共同印刷 より読みやすい文字色と背景色の組み合わせ「配色サポートツール」を開発
共同印刷は東京女子大学の小田浩一教授との共同研究により、通知文書紙面の文字色と背景色の組み合わせを分析し、より読みやすい色を提案する「配色サポートツール」を開発した。同ツールの使用で、指定した年代にとって“読みやすい配色”となった通知文書の作成が可能となる。
クレジットカードの利用明細などの通知文書では、性別や取引状況などに応じて内容を変え、ユーザーに最適な情報を提供している。多岐にわたる内容を掲載するため紙面にはさまざまな色が用いられ、その結果、読みにくい配色となっている場合があった。また、人が歳を重ねると「水晶体の黄化」という視覚特性が出現する。透明だった眼の中の水晶体が加齢の影響で黄色く変色する現象で、高齢者に見える色は、若年者に比べて全体的に黄色くなることが分かっている。
そうした点に着目し、同社では東京女子大学の小田研究室とともに、若年者や高齢者の色の見え方と、さまざまな文字色と背景色の組み合わせにおける文章の読みやすさを検証。“読みやすさ”は、文字色と背景色の違いだけではなく、年代ごとに変化する色の見え方によっても変化することを見つけ、文字と背景の色情報から“読みやすさ”を評価する関数を導き出すことに成功した。

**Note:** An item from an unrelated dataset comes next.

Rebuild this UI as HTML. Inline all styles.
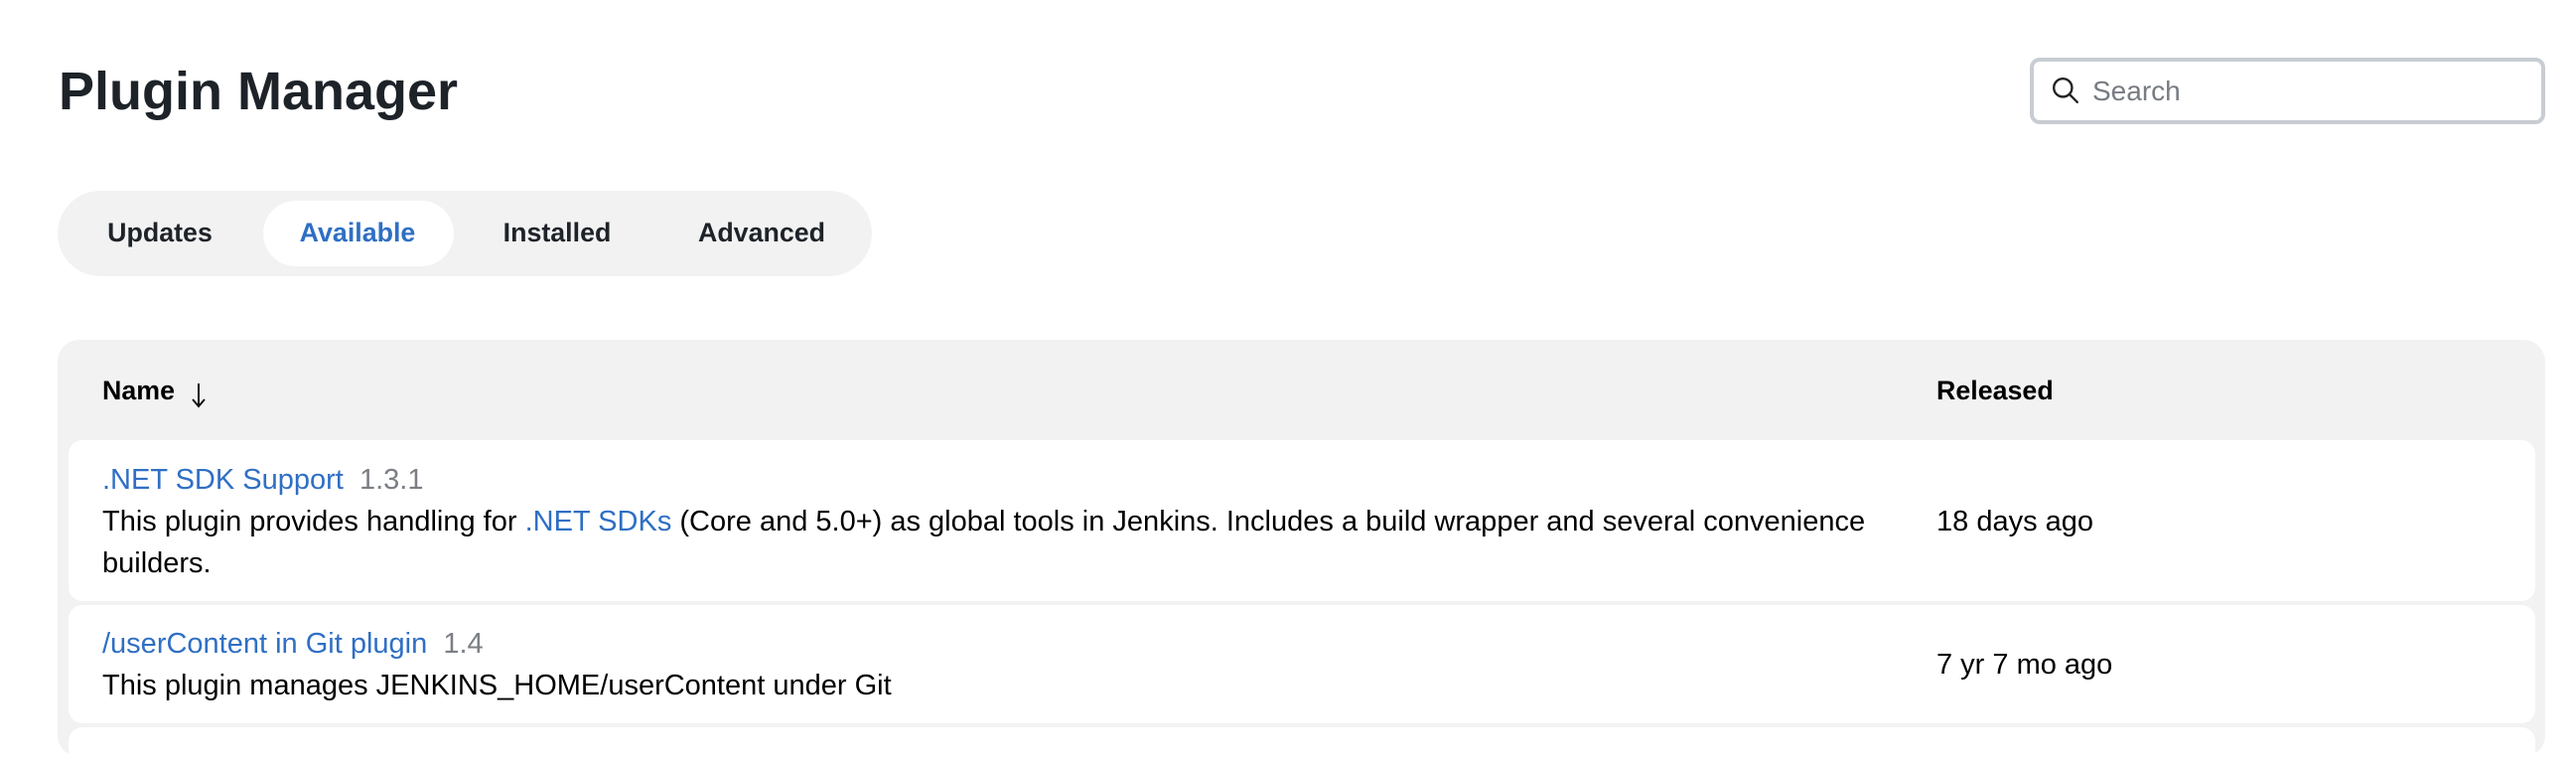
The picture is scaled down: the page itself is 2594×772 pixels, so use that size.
<!DOCTYPE html>
<html><head><meta charset="utf-8"><style>
*{box-sizing:border-box;margin:0;padding:0}
body{width:2594px;height:742px;overflow:hidden;background:#fff;font-family:"Liberation Sans",Arial,sans-serif;color:#14141f;position:relative}
.abs{position:absolute;white-space:nowrap}
h1{position:absolute;left:59px;top:60px;font-size:54px;font-weight:bold;color:#1e2329;line-height:64px}
.search{position:absolute;left:2044px;top:58px;width:519px;height:67px;border:4px solid #c8cdd3;border-radius:10px;background:#fff}
.search span{position:absolute;left:59px;top:14px;font-size:28px;color:#777c82}
.search svg{display:block;position:absolute;left:17px;top:14px}
.pill{position:absolute;left:58px;top:192px;width:820px;height:86px;border-radius:43px;background:#f2f2f2}
.act{position:absolute;left:265px;top:202px;width:192px;height:66px;border-radius:33px;background:#fff}
.tab{position:absolute;top:219px;font-size:26.8px;font-weight:bold;color:#1e2329;transform:translateX(-50%);white-space:nowrap}
.table{position:absolute;left:58px;top:342px;width:2505px;height:420px;border-radius:22px;background:#f2f2f2}
.row{position:absolute;left:69px;width:2484px;background:#fff;border-radius:14px}
.t{font-size:29px;line-height:42px}
.h{font-size:26.8px;line-height:42px;font-weight:bold;color:#000}
a{color:#2f6fc4;text-decoration:none}
.v{color:#7b7f85}
</style></head><body>
<h1>Plugin Manager</h1>
<div class="search">
<svg width="30" height="30" viewBox="0 0 28 28"><circle cx="11.5" cy="11.5" r="8.5" fill="none" stroke="#222" stroke-width="2.2"/><line x1="17.8" y1="17.8" x2="25" y2="25" stroke="#222" stroke-width="2.2" stroke-linecap="round"/></svg>
<span>Search</span></div>
<div class="pill"></div><div class="act"></div>
<div class="tab" style="left:161px">Updates</div>
<div class="tab" style="left:360px;color:#2f6fc4">Available</div>
<div class="tab" style="left:561px">Installed</div>
<div class="tab" style="left:767px">Advanced</div>
<div class="table"></div>
<div class="abs h" style="left:103px;top:372px">Name</div>
<svg class="abs" style="left:192px;top:384px" width="16" height="28" viewBox="0 0 16 28"><line x1="8" y1="2" x2="8" y2="25" stroke="#111" stroke-width="2"/><path d="M2 18 L8 25 L14 18" fill="none" stroke="#111" stroke-width="2"/></svg>
<div class="abs h" style="left:1950px;top:372px">Released</div>
<div class="row" style="top:443px;height:162px"></div>
<div class="row" style="top:609px;height:119px"></div>
<div class="row" style="top:732px;height:40px"></div>
<div class="abs t" style="left:103px;top:462px"><a>.NET SDK Support</a>&nbsp; <span class="v">1.3.1</span></div>
<div class="abs t" style="left:103px;top:504px;color:#000">This plugin provides handling for <a>.NET SDKs</a> (Core and 5.0+) as global tools in Jenkins. Includes a build wrapper and several convenience</div>
<div class="abs t" style="left:103px;top:546px;color:#000">builders.</div>
<div class="abs t" style="left:1950px;top:504px;color:#000">18 days ago</div>
<div class="abs t" style="left:103px;top:627px"><a>/userContent in Git plugin</a>&nbsp; <span class="v">1.4</span></div>
<div class="abs t" style="left:103px;top:669px;color:#000">This plugin manages JENKINS_HOME/userContent under Git</div>
<div class="abs t" style="left:1950px;top:648px;color:#000">7 yr 7 mo ago</div>
</body></html>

「配色サポートツール」はその関数を利用して開発。通知文書の文字と背景の色情報を分析し、使用する出力機の色再現領域と合わせることで、色の組み合わせによる文章の読みやすさをより正確に判定し、色を変換する。現在対応しているのは通知文書の印刷用データ(PDF)のみだが、引き続き、他の画像形式を分析するツールの開発に取り組んでいく。
「配色サポートツール」は、1 月20~22 日に東京ビッグサイトで開催される「化粧品開発展」に出展される。